L’écologie source de conflits en Macronie
Des critiques que balaie Roland Lescure, le président LREM, de la commission des Affaires économiques à l’Assemblée. Pour lui, le casting est au contraire “très bon”, “parce que justement le rapporteur va jouer le chef d’orchestre sans jouer du violon à la place du violoniste. Il va pouvoir piloter ça en apparaissant ni trop vert ni pas assez.”
Cela ne va pas être facile, il y aura des milliers d’amendements. Tout cela se fera à marche forcéeRoland Lescure, député LREM des Français de l’étranger
Seul bémol pour le député des Français de l’étranger, le temps imparti pour les discussions: “cela ne va pas être facile, il y aura des milliers d’amendements. Tout cela se fera à marche forcée”, reconnaît-il.

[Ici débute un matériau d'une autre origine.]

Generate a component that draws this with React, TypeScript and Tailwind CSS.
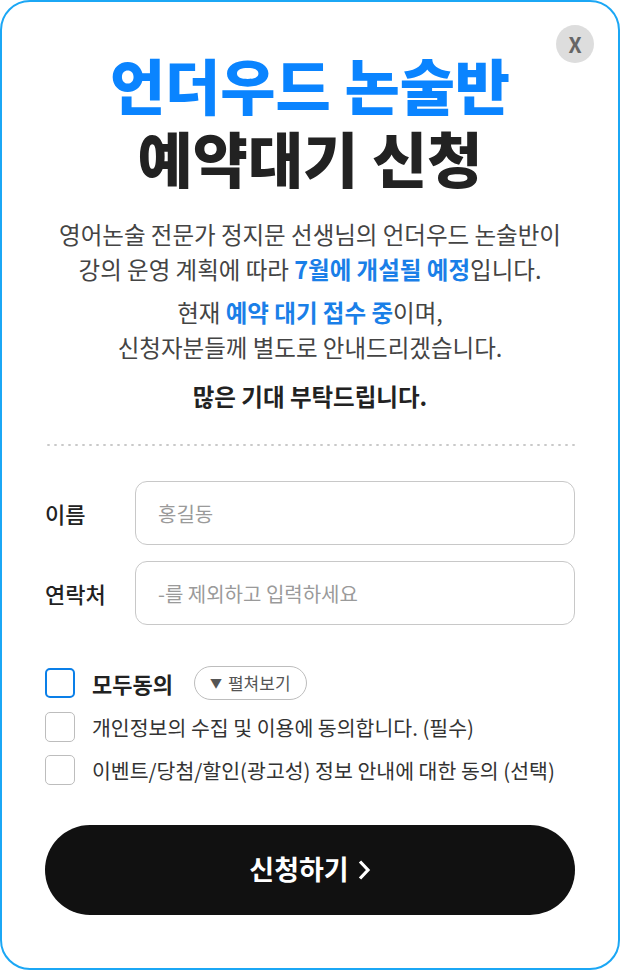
import React from "react";

const font = { fontFamily: '"Noto Sans CJK KR", "Noto Sans", sans-serif' };

const Checkbox = ({ active }: { active?: boolean }) => (
  <span
    className={
      active
        ? "w-[30px] h-[30px] rounded-[5px] border-2 border-[#0a7fe8] bg-white shrink-0"
        : "w-[30px] h-[30px] rounded-[5px] border border-[#bdbdbd] bg-white shrink-0"
    }
  />
);

export default function App() {
  return (
    <div style={font} className="w-[620px] h-[970px] bg-white">
      <div className="relative w-full h-full border-2 border-[#1ba7f5] rounded-[30px] px-[43px]">
        <button className="absolute top-[23px] right-[24px] w-[38px] h-[38px] rounded-full bg-[#dddddd] text-[#666] text-[21px] font-bold leading-none flex items-center justify-center">
          X
        </button>

        <div className="pt-[45px] text-center font-black text-[60px] leading-[73px]">
          <div className="text-[#0a84ff]">언더우드 논술반</div>
          <div className="text-[#222]">예약대기 신청</div>
        </div>

        <div className="mt-[24px] text-center text-[23.5px] leading-[35px] text-[#444]">
          <p>
            영어논술 전문가 정지문 선생님의 언더우드 논술반이
            <br />
            강의 운영 계획에 따라 <span className="text-[#1a7fe8] font-semibold">7월에 개설될 예정</span>입니다.
          </p>
          <p className="mt-[8px]">
            현재 <span className="text-[#1a7fe8] font-semibold">예약 대기 접수 중</span>이며,
            <br />
            신청자분들께 별도로 안내드리겠습니다.
          </p>
          <p className="mt-[14px] font-bold text-[#222]">많은 기대 부탁드립니다.</p>
        </div>

        <div className="mt-[30px] h-[2px] bg-[radial-gradient(circle,#c9c9c9_1px,transparent_1.4px)] bg-[length:7px_2px]" />

        <div className="mt-[35px] flex flex-col gap-[16px]">
          <div className="flex items-center">
            <span className="w-[90px] text-[22px] font-medium text-[#222]">이름</span>
            <input
              placeholder="홍길동"
              className="flex-1 h-[64px] rounded-[12px] border border-[#c8c8c8] px-[22px] text-[20px] placeholder-[#9a9a9a] outline-none"
            />
          </div>
          <div className="flex items-center">
            <span className="w-[90px] text-[22px] font-medium text-[#222]">연락처</span>
            <input
              placeholder="-를 제외하고 입력하세요"
              className="flex-1 h-[64px] rounded-[12px] border border-[#c8c8c8] px-[22px] text-[20px] placeholder-[#9a9a9a] outline-none"
            />
          </div>
        </div>

        <div className="mt-[41px] flex flex-col gap-[12px]">
          <div className="flex items-center">
            <Checkbox active />
            <span className="ml-[17px] text-[22px] font-bold text-[#222]">모두동의</span>
            <span className="ml-[21px] h-[34px] px-[15px] rounded-full border border-[#bdbdbd] flex items-center gap-[6px] text-[17px] text-[#555]">
              <span className="text-[12px]">▼</span>
              펼쳐보기
            </span>
          </div>
          <div className="flex items-center">
            <Checkbox />
            <span className="ml-[17px] text-[20.5px] text-[#333]">개인정보의 수집 및 이용에 동의합니다. (필수)</span>
          </div>
          <div className="flex items-center">
            <Checkbox />
            <span className="ml-[17px] text-[20.5px] text-[#333]">이벤트/당첨/할인(광고성) 정보 안내에 대한 동의 (선택)</span>
          </div>
        </div>

        <button className="mt-[39px] w-full h-[90px] rounded-full bg-[#111] text-white text-[27px] font-bold flex items-center justify-center gap-[8px]">
          신청하기
          <svg width="14" height="22" viewBox="0 0 14 22" fill="none">
            <path d="M3 2.5l8 8.5-8 8.5" stroke="white" strokeWidth="3.2" />
          </svg>
        </button>
      </div>
    </div>
  );
}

Car sur le fond, les marcheurs tendance écolo comptent bien faire entendre leur musique et pousser l’ambition du texte sur tout un tas de sujets. Certains aimeraient notamment des mesures plus fortes sur la rénovation thermique globale des logements ou l’encadrement de la publicité, alors que le texte interdit uniquement la publicité pour les énergies fossiles. La lutte contre l’artificialisation des sols promet aussi d’être âprement discutée avec quelques centaines d’amendements sur le sujet, oppositions comprises.

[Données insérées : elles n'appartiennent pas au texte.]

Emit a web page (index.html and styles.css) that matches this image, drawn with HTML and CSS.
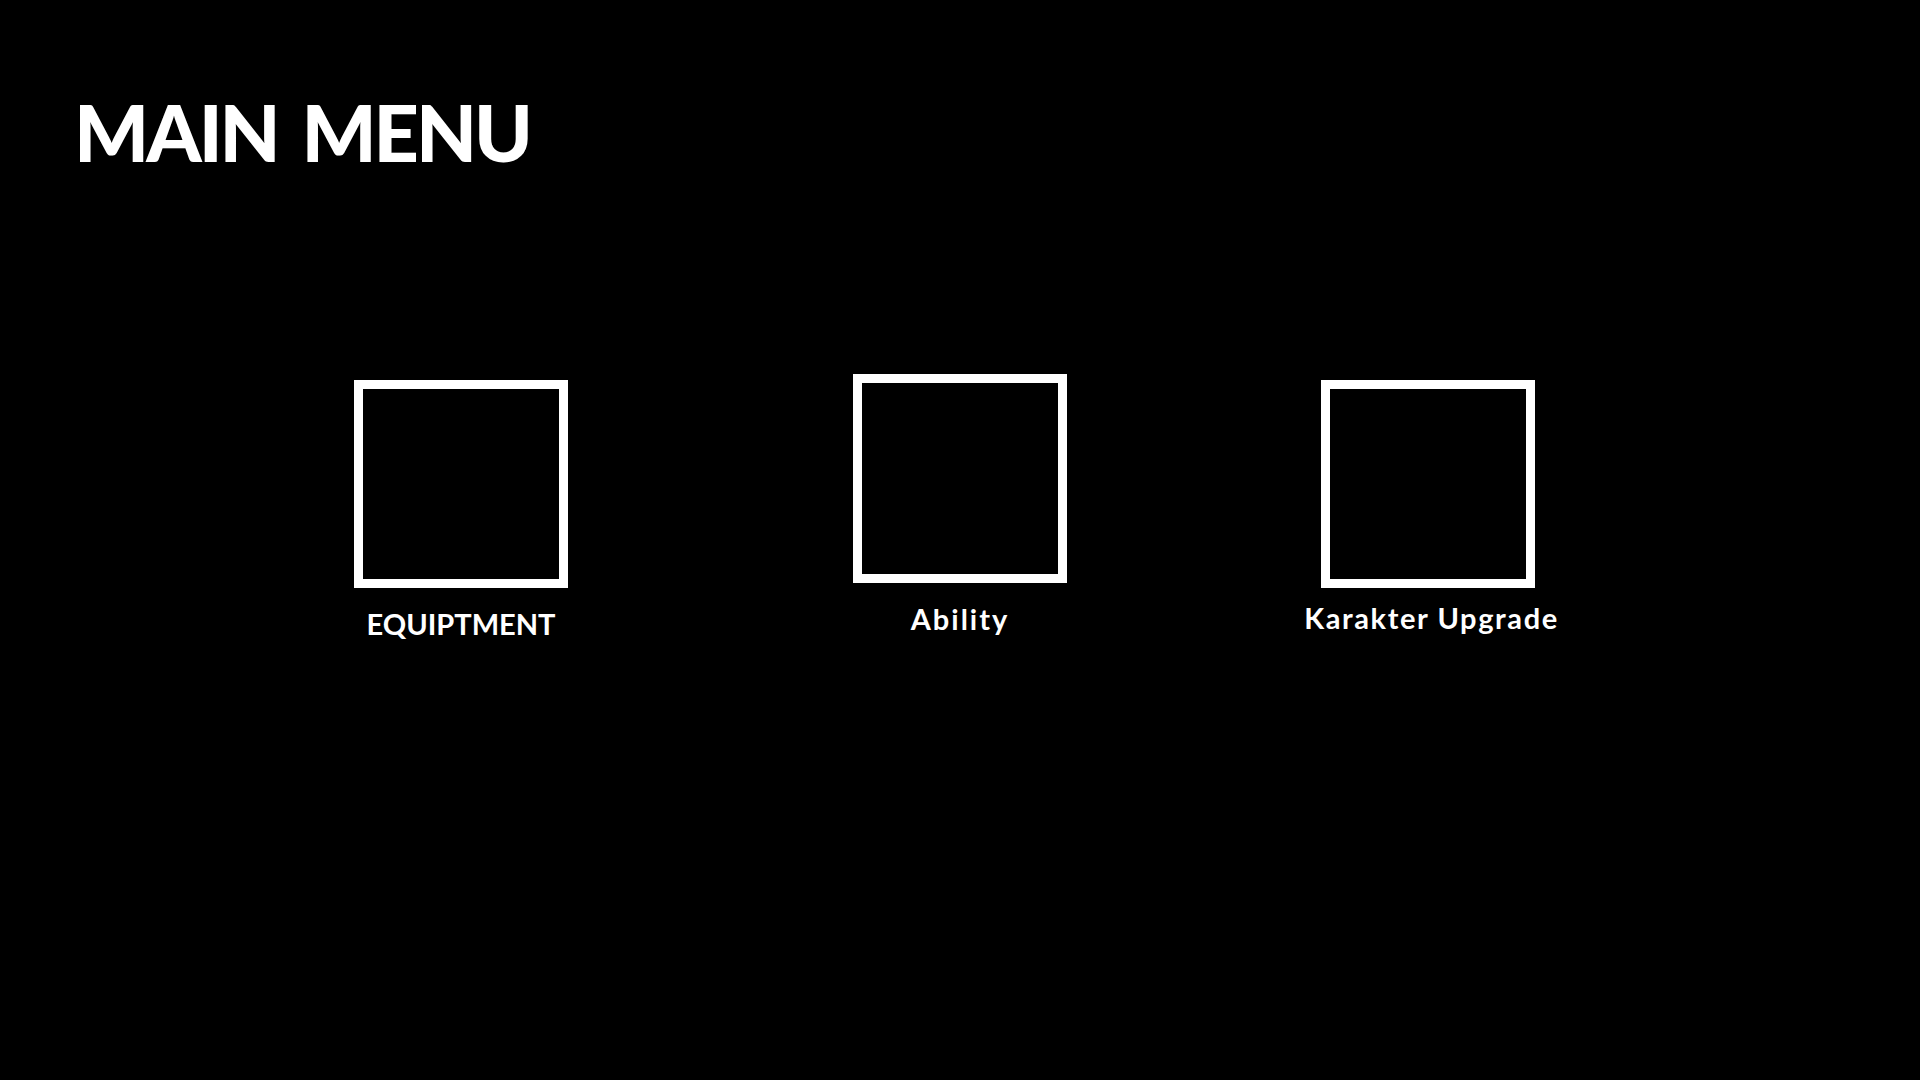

En somme, les deux camps qui se sont dessinés à l’heure de la polémique sur les cantines lyonnaises se retrouveront en commission, puis dans l’hémicycle. Avec les tenants d’une politique dite “pragmatique” d’un côté et ceux qui veulent aller plus loin dans la transition écologique de l’autre. “Quand le Président a prononcé le terme d’Amish, (…) il a montré qu’il y a deux sortes d’écologie: une qui réconcilie écologie et économie et une écologie punitive qui met des pierres dans le sac à dos des entreprises”, résume ainsi, à sa façon, un député LREM à la Dépêche du Midi.
″Ça va partir en sucette”
Dans l’opposition, nombreux sont les élus à attendre impatiemment de pouvoir, justement, mettre le gouvernement et sa majorité face à leurs contradictions. “Avec Batho et compagnie, ça va partir en sucette”, prédit un marcheur à ce sujet. Sur Twitter, le député écolo Matthieu Orphelin, ex-LREM, a déjà exhumé une vidéo de son ancienne collègue Laurence Maillart, la présidente de la commission spéciale, laquelle sous-entend que les citoyens de la Convention étaient sous “l’influence des lobbys”. Voilà qui annonce la couleur.

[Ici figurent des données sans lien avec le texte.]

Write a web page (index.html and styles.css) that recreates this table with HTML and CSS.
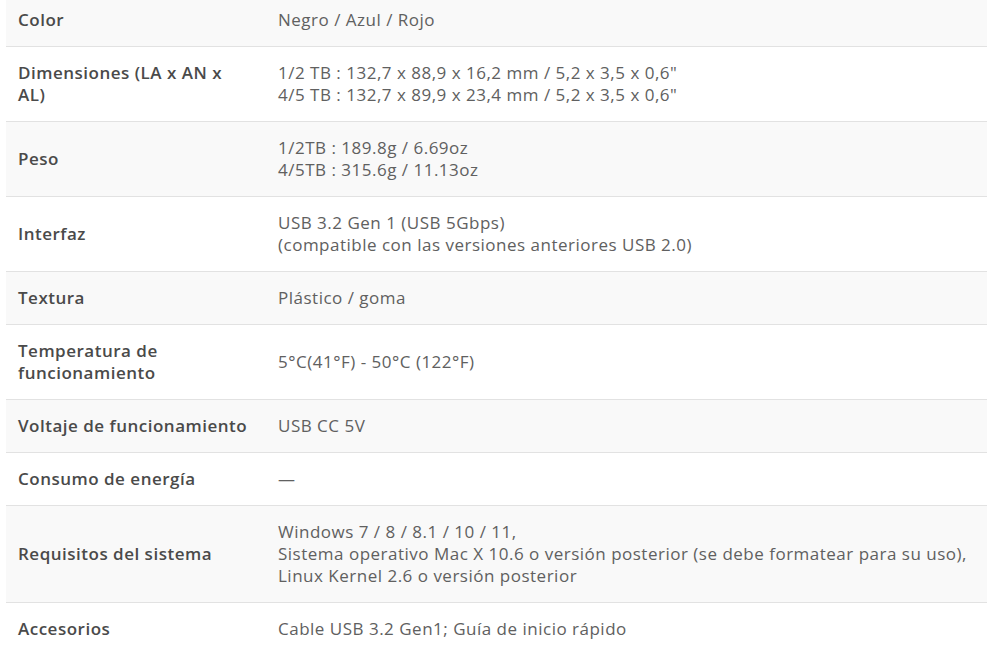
FILE: index.html
```html
<!DOCTYPE html>
<html lang="es">
<head>
<meta charset="utf-8">
<title>Especificaciones</title>
<link rel="stylesheet" href="styles.css">
</head>
<body>
<table class="spec">
  <colgroup><col class="col-label"><col class="col-value"></colgroup>
  <tbody>
    <tr><td class="label">Color</td><td class="value">Negro / Azul / Rojo</td></tr>
    <tr><td class="label">Dimensiones (LA x AN x AL)</td><td class="value">1/2 TB : 132,7 x 88,9 x 16,2 mm / 5,2 x 3,5 x 0,6"<br>4/5 TB : 132,7 x 89,9 x 23,4 mm / 5,2 x 3,5 x 0,6"</td></tr>
    <tr><td class="label">Peso</td><td class="value">1/2TB : 189.8g / 6.69oz<br>4/5TB : 315.6g / 11.13oz</td></tr>
    <tr><td class="label">Interfaz</td><td class="value">USB 3.2 Gen 1 (USB 5Gbps)<br>(compatible con las versiones anteriores USB 2.0)</td></tr>
    <tr><td class="label">Textura</td><td class="value">Plástico / goma</td></tr>
    <tr><td class="label">Temperatura de funcionamiento</td><td class="value">5°C(41°F) - 50°C (122°F)</td></tr>
    <tr><td class="label">Voltaje de funcionamiento</td><td class="value">USB CC 5V</td></tr>
    <tr><td class="label">Consumo de energía</td><td class="value">—</td></tr>
    <tr><td class="label">Requisitos del sistema</td><td class="value">Windows 7 / 8 / 8.1 / 10 / 11,<br>Sistema operativo Mac X 10.6 o versión posterior (se debe formatear para su uso),<br>Linux Kernel 2.6 o versión posterior</td></tr>
    <tr><td class="label">Accesorios</td><td class="value">Cable USB 3.2 Gen1; Guía de inicio rápido</td></tr>
  </tbody>
</table>
</body>
</html>
```
FILE: styles.css
```css
html, body {
  margin: 0;
  padding: 0;
  background: #ffffff;
}

body {
  font-family: "Open Sans", "Liberation Sans", sans-serif;
  font-size: 17px;
  letter-spacing: 0.5px;
  color: #5f5f5f;
  overflow: hidden;
}

.spec {
  width: calc(100% - 6px);
  margin: -6px 0 0 6px;
  border-collapse: collapse;
  table-layout: fixed;
}

.col-label {
  width: 260px;
}

.spec td {
  padding: 15px 12px;
  line-height: 22px;
  vertical-align: middle;
}

.spec td.label {
  padding-right: 16px;
  font-weight: 600;
  color: #4a4a4a;
}

.spec tr + tr td {
  border-top: 1px solid #e2e2e2;
}

.spec tr:nth-child(odd) {
  background: #f9f9f9;
}

.value {
  color: #606060;
}
```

Au milieu, Barbara Pompili -qui a perdu plusieurs arbitrages sur son propre texte- a prévenu, le 25 février dernier, dans un entretien au site d’informations écolos Reporterrequ’elle “n’acceptera aucune baisse d’ambition” lors des discussions au palais Bourbon… au risque de se faire recadrer publiquement par le président de l’Assemblée nationale, Richard Ferrand.
La ministre qui a déjà agacé plus d’un marcheur “loyal” quand elle a créé son courant “En commun” avec le député Hugues Renson avant d’être nommée au gouvernement n’est pour ainsi dire pas attendue avec un tapis de rose au Palais-Bourbon.
A l’extérieur du Palais-Bourbon, c’est encore plus hostile. Après les oppositions politiques, ce sont les instances et autres ONG spécialistes des questions environnementales qui pilonnent tour à tour le projet de loi “Climat et résilience.” “Les citoyens ont travaillé pendant un an, le gouvernement a rendu sa copie en trois mois et nous on va travailler en trois semaines en séance publique”, constate un marcheur sensible à l’écologie, avant de souffler: ”ça montre le niveau d’ambition.”